Special meeting on Tarrant County voting sites stirs activists to issue calls to action
A Tarrant County commissioners meeting on early voting sites and building access for voter registration volunteers has prompted calls to action from both sides of the debate.
County Judge Tim O’Hare called the meeting after a tumultuous Commissioners Court session on Sept. 4 in which he voted to reject a list of early voting sites for the general election after expressing disapproval of the number of sites on college campuses.
O’Hare’s Democratic colleagues will be unable to attend Thursday’s meeting. The court in August approved travel for Precinct 1 Commissioner Roy Brooks and Precinct 2 Commissioner Alisa Simmons to attend an event by the Congressional Black Caucus Foundation in Washington, D.C.
Simmons’ office is working with students at UT Arlington to help organize a press conference on the campus to express their discontent with the decisions, according to Nathan Smith, Simmons’ community outreach coordinator.
“Commissioner Simmons received lots of calls from students and student organizations asking if she can speak at a press conference tomorrow,” Smith said.
The commissioner is already in the nation’s capital for the event, and will not be able to attend the press conference, Smith said, but “she directed her staff to work with student groups to assist in making their voices heard.”
A representative from the university declined to comment until after the press conference, scheduled for 10 a.m. Wednesday on West Lawn at the Maverick Activities Center.
A separate press conference was initially planned for the same time outside of the Tarrant County Administration Building in downtown Fort Worth, but organizers ended up combining the two events.
Simmons on Monday accused O’Hare of “clearly targeting race and ethnicity” by attempting to remove UT Arlington and other majority-minority college campuses from the list of early voting sites.

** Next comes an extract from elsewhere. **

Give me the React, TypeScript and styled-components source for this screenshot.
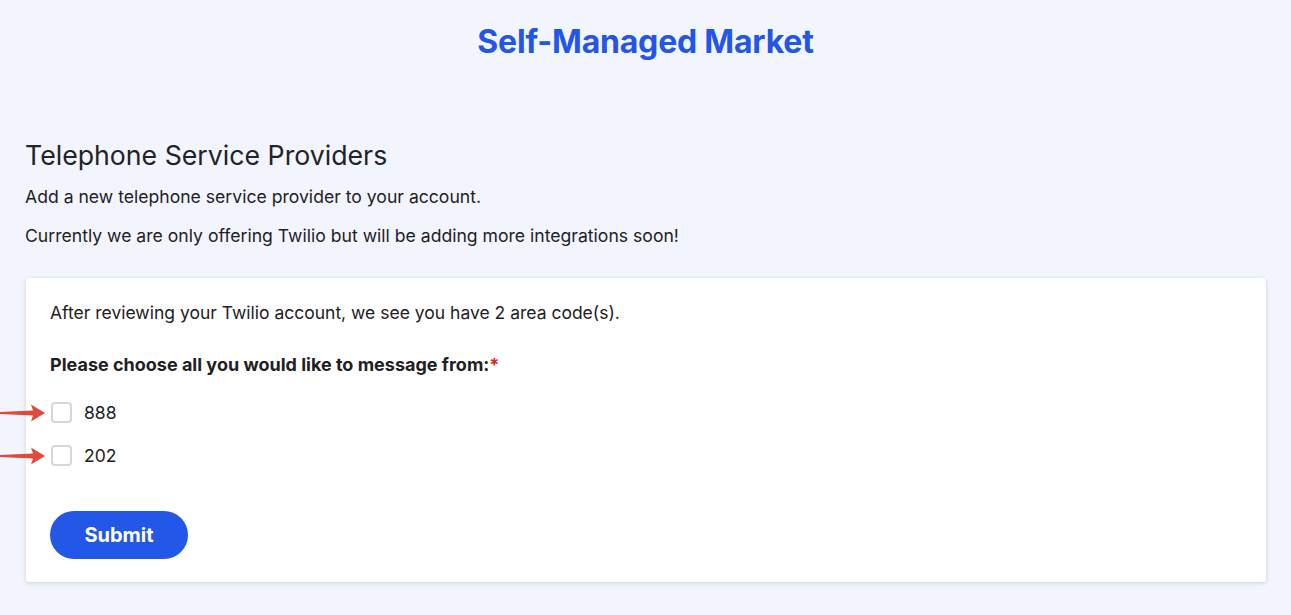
import React from "react";
import styled, { createGlobalStyle } from "styled-components";

const GlobalStyle = createGlobalStyle`
  html, body {
    margin: 0;
    padding: 0;
    background: #f2f5fe;
    font-family: Inter, "Noto Sans", sans-serif;
    color: #1f2024;
  }
`;

const codes = ["888", "202"];

const Arrow = () => (
  <ArrowMark width="46" height="20" viewBox="0 0 46 20">
    <path d="M0 9 L33 7.6 L31 1.5 L45 10 L31 18.5 L33 12.4 L0 11 Z" fill="#e2483b" />
  </ArrowMark>
);

const App = () => {
  return (
    <>
      <GlobalStyle />
      <Page>
        <Title>Self-Managed Market</Title>
        <Heading>Telephone Service Providers</Heading>
        <Text>Add a new telephone service provider to your account.</Text>
        <Text>
          Currently we are only offering Twilio but will be adding more
          integrations soon!
        </Text>
        <Card>
          <Info>
            After reviewing your Twilio account, we see you have 2 area code(s).
          </Info>
          <Label>
            Please choose all you would like to message from:<Req>*</Req>
          </Label>
          <Options>
            {codes.map((c) => (
              <Option key={c}>
                <Arrow />
                <Box type="checkbox" />
                <span>{c}</span>
              </Option>
            ))}
          </Options>
          <Button>Submit</Button>
        </Card>
      </Page>
    </>
  );
};

export default App;

const Page = styled.div`
  padding: 0 25px 32px;
  position: relative;
`;

const Title = styled.h1`
  margin: 0;
  padding-top: 22px;
  text-align: center;
  font-size: 32px;
  font-weight: 700;
  line-height: 40px;
  color: #2356e8;
  letter-spacing: -0.2px;
`;

const Heading = styled.h2`
  margin: 77px 0 0;
  font-size: 26.7px;
  font-weight: 400;
  line-height: 32px;
  color: #222327;
`;

const Text = styled.p`
  margin: 0;
  margin-top: 10px;
  font-size: 17.6px;
  line-height: 32px;
  & + & {
    margin-top: 7px;
  }
`;

const Card = styled.div`
  margin-top: 26px;
  margin-left: 1px;
  background: #ffffff;
  border-radius: 3px;
  box-shadow: 0 1px 4px rgba(0, 0, 0, 0.16);
  padding: 21px 24px 23px;
`;

const Info = styled.div`
  font-size: 17.5px;
  line-height: 28px;
`;

const Label = styled.div`
  margin-top: 24px;
  font-size: 18px;
  font-weight: 700;
  line-height: 28px;
`;

const Req = styled.span`
  color: #e0261d;
`;

const Options = styled.div`
  margin-top: 22px;
  display: flex;
  flex-direction: column;
  gap: 20px;
`;

const Option = styled.label`
  position: relative;
  display: flex;
  align-items: center;
  gap: 12px;
  font-size: 17.5px;
  line-height: 23px;
`;

const ArrowMark = styled.svg`
  position: absolute;
  left: -50px;
  top: 2px;
`;

const Box = styled.input`
  appearance: none;
  margin: 0 0 0 1px;
  width: 21px;
  height: 21px;
  border: 2px solid #d7d7d7;
  border-radius: 4px;
  background: #fff;
`;

const Button = styled.button`
  margin-top: 44px;
  height: 48px;
  width: 138px;
  border: none;
  border-radius: 24px;
  background: #2357e8;
  color: #fff;
  font-family: Inter, "Noto Sans", sans-serif;
  font-size: 20px;
  font-weight: 700;
  cursor: pointer;
`;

Just 22% of UT Arlington’s more than 41,000 students are white. Hispanic students make up the largest ethnic group at 32%, while 13% are Black and 12% are Asian.
O’Hare did not immediately respond to a request for comment.

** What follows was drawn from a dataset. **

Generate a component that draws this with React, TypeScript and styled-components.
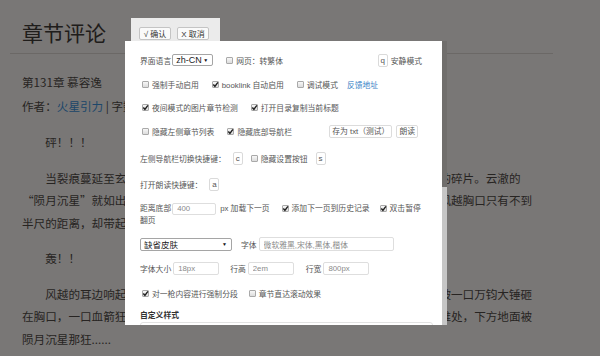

Support for O’Hare and the items on Thursday’s agenda came from the head of the True Texas Project, Julie McCarty.
She referenced a vote from last week’s session that appeared to upset O’Hare, who questioned Precinct 3 Commissioner Gary Fickes when he voted to approve an amendment to the county’s facilities use policy allowing voter registration volunteers to set up inside county buildings.
“You’re a yes on this, Gary?” he said before the voting boards revealed the votes to the few attendees remaining after a lengthy executive session. “You’re voting for the amendment that she is proposing to make deputy registrars — where they just get to come in?”
Fickes confirmed he intended to vote in favor of the amendment both to O’Hare and to reporters after the meeting.
“Recently County Commissioner Gary Fickes made an incorrect vote at a commissioner’s court meeting, and a bad measure passed,” McCarty said in an email sent out Monday evening. “Mistakes happen, and he wants to correct it, which we fully support.”
The email goes on to urge True Texas Project supporters to contact O’Hare, Fickes and Precinct 4 Commissioner Manny Ramirez on social media to request that they reverse the amendment and vote for a list of early voting sites that does not include the UT Arlington campus.
McCarty did not immediately respond to a request for comment.
Her email also called for “no” votes on items to consider requests from three voter registration organizations to return inside county buildings where they registered voters before the rule change that booted them out onto sidewalks in August.
Those organizations — Jolt Initiative, Battleground Texas and Texas Freedom Network — have not responded to multiple requests for comment.